After Diligent's victory, Plesa, who did not attend Saturday's card, said he heard from about 100 people who reached out to congratulate him on winning the race. Many of them wanted to share their own memories of Calder with him.

“It was something special,” he said of the many messages he received. “I didn't think I would get so emotional over something like that. It brought back a lot of memories. That was heartwarming, but it was under sad circumstances. It was almost like someone had passed away.”

Whales Cash In Again

At some point racing has to take a look at its love affair with jackpot bets. At the expense of the everyday player, they are too often won by the bettors who have the resources to plow a huge amount of money into the pools and rely on sophisticated computer programs to place their wagers.

The latest example occurred Saturday at Aqueduct. According to the Daily Racing Form's David Grening, the winning ticket on the Empire Six was purchased through the Elite Turf Club, which is the go-to wagering platform for some of the sport's biggest bettors and is based in Curacao. The winning payout was $482,817.70.

Later that same day, an Elite Turf Club customer cashed in for $55,157.16 at the Meadowlands. The player had the only winning ticket on the Pick-5 and included a 75-1 winner on his or her tickets.

While those wins may be good news for some high rollers, the sport shouldn't lose sight of where that money came from. It is the $10 and $20 bettor who is responsible for those pools building up. With so much money often ending up in the hands of a high-volume player, the run-of-the-mill bettor is going broke.

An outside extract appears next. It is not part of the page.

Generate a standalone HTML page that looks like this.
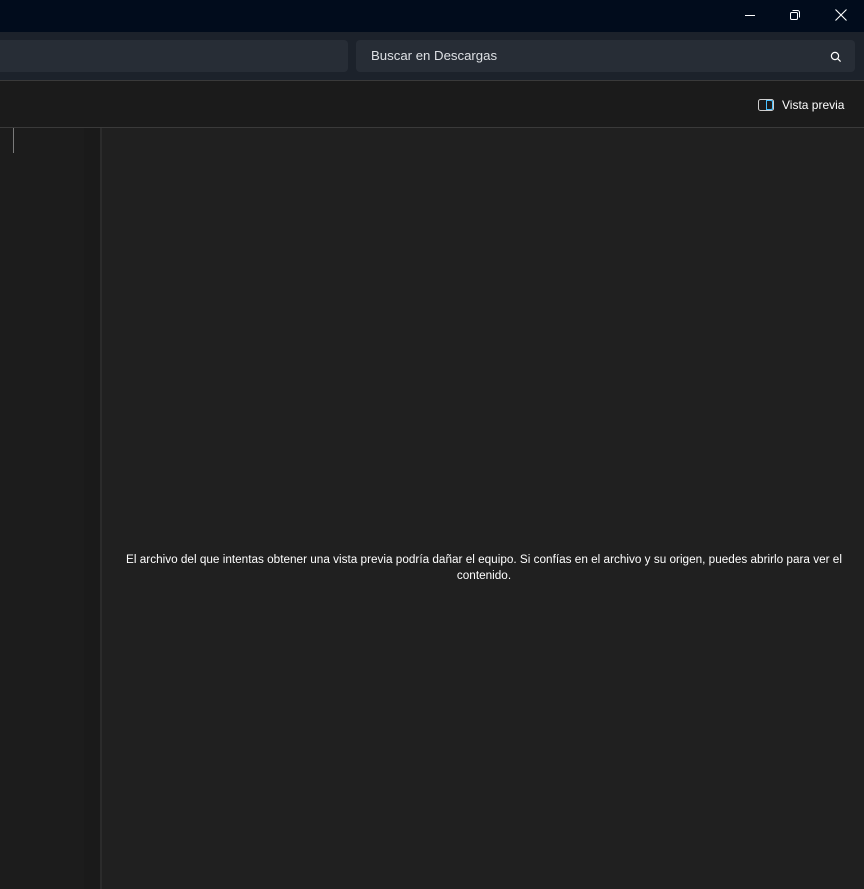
<!DOCTYPE html>
<html><head><style>
body{margin:0;width:864px;height:889px;overflow:hidden;background:#202020;font-family:"Liberation Sans",sans-serif;position:relative}
div{position:absolute;box-sizing:border-box}
</style></head><body>
<div style="left:0;top:0;width:864px;height:32px;background:#010c1c"></div>
<div style="left:745px;top:15px;width:10px;height:1px;background:#fff"></div>
<svg style="position:absolute;left:788px;top:8px" width="14" height="14" viewBox="0 0 14 14" fill="none" stroke="#fff" stroke-width="1"><rect x="2.5" y="4.5" width="7" height="7" rx="1.2"/><path d="M4.5 2.5h5a2 2 0 0 1 2 2v5"/></svg>
<svg style="position:absolute;left:834px;top:8px" width="14" height="14" viewBox="0 0 14 14" stroke="#fff" stroke-width="1.1"><path d="M1.5 1.5l11 11M12.5 1.5l-11 11"/></svg>
<div style="left:0;top:32px;width:864px;height:48px;background:#1c222b"></div>
<div style="left:-10px;top:40px;width:358px;height:32px;background:#272d36;border-radius:4px"></div>
<div style="left:356px;top:40px;width:499px;height:32px;background:#272d36;border-radius:4px;color:#dde0e4;font-size:13.2px;line-height:32px;padding-left:15px">Buscar en Descargas</div>
<svg style="position:absolute;left:829px;top:50px" width="14" height="14" viewBox="0 0 14 14" fill="none" stroke="#fff" stroke-width="1.2"><circle cx="6" cy="6" r="3.6"/><path d="M8.6 8.6l3 3"/></svg>
<div style="left:0;top:80px;width:864px;height:1px;background:#3a3a3a"></div>
<div style="left:0;top:81px;width:864px;height:46px;background:#1b1b1b"></div>
<div style="left:758px;top:99px;width:16px;height:12px;border:1px solid #cfcfcf;border-radius:2.5px"></div>
<div style="left:766px;top:100px;width:7px;height:10px;border:1px solid #4cc2ff;border-left-width:1px;border-radius:0 2px 2px 0"></div>
<div style="left:782px;top:96px;color:#fff;font-size:12px;line-height:18px">Vista previa</div>
<div style="left:0;top:127px;width:864px;height:1px;background:#3a3a3a"></div>
<div style="left:0;top:128px;width:84px;height:761px;background:#1c1c1c"></div>
<div style="left:84px;top:128px;width:16px;height:761px;background:#1a1a1a"></div>
<div style="left:100px;top:128px;width:2px;height:761px;background:#2b2b2b"></div>
<div style="left:13px;top:128px;width:1px;height:25px;background:#7a7a7a"></div>
<div style="left:102px;top:128px;width:762px;height:761px;background:#202020"></div>
<div style="left:112px;top:552px;width:744px;color:#fff;font-size:11.75px;line-height:16px;text-align:center">El archivo del que intentas obtener una vista previa podría dañar el equipo. Si confías en el archivo y su origen, puedes abrirlo para ver el contenido.</div>
</body></html>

Tracks cater to the big players because they wager such huge amounts. But what's happening is not sustainable. The bettors from places like Elite Turf Club are so dominating the wagering that they are making it that much harder for everyone else to keep their heads above water. The risk is that the big players will cause their competition to go broke, driving them out of the game. Some day, it will just be whales-versus-whale. That's something the sport can ill afford.